Wisdom teeth are the worst, aren’t they? They just pop up out of nowhere, bringing pain and sensitive gums with them. Only eventually they decide they’ve had enough of the world inside your mouth and they start hurting until you get them removed. But why do they appear in the first place? Because of evolution, of course. Attempting to better understand the evolution of our teeth, a team of researchers reveal that prehistoric teeth evolved according to inhibitory cascade.
More and bigger teeth
After attempting to find the reason behind our teeth’s evolution for over a decade, scientists have finally figured out that the answer is much simpler than they had anticipated. It has to do with an evolutionary trend instead of something particular to humans, but I’ll get into that a bit later.
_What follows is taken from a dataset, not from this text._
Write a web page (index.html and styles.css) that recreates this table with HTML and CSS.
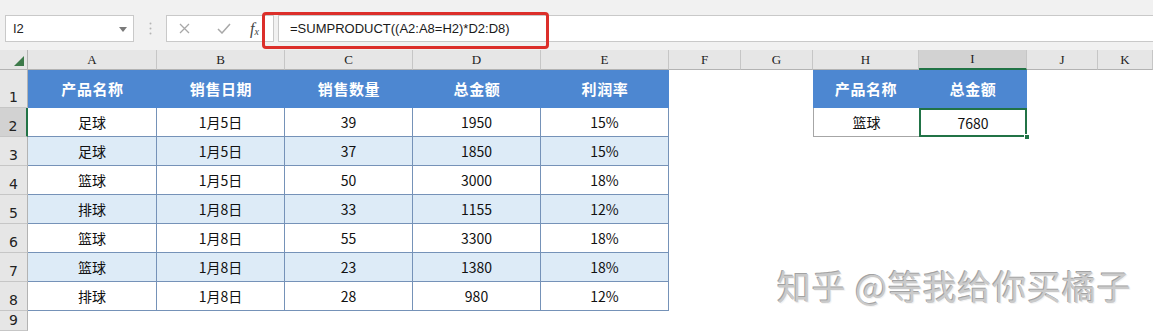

Our wisdom teeth, also known as the third molars, are often very small and underdeveloped in humans despite the fact that they bring a lot of pain with them. However, previous hominid species had much bigger molars. They were so big, in fact, that they used to chew on surfaces up to two or four times those we are used to.
For a long time, this was believed to be the cause of a particular change the hominids partook in, like a shift in dietary habits, a shift in culture, or even something resulting from intermingling. But it turns out that the answer is far less exciting.
The inhibitory cascade
Since teeth can tell us a lot about the lives of our ancestors, researchers used fossilized teeth of both humans and animals and came to the humbling discovery that we did nothing special – or more like nothing at all – in order for our teeth to change so much.
As humans, we are animals. Mammals to be more specific. And this is exactly what triggered the change. We’re not the only ones to suffer such a huge transition at the level of our chewing surfaces. In fact, almost all mammals went through the same change. And it’s owed to something called the inhibitory cascade.
A hypothesis on molar evolution, the inhibitory cascade refers to the fact that there is always a balance between the molar-derived inhibitors and the mesenchymal activators which determines the size of the immediately posterior molar. That molar, in its turn, determines the size of the one next to it, and so on, eventually determining the size of all of our teeth.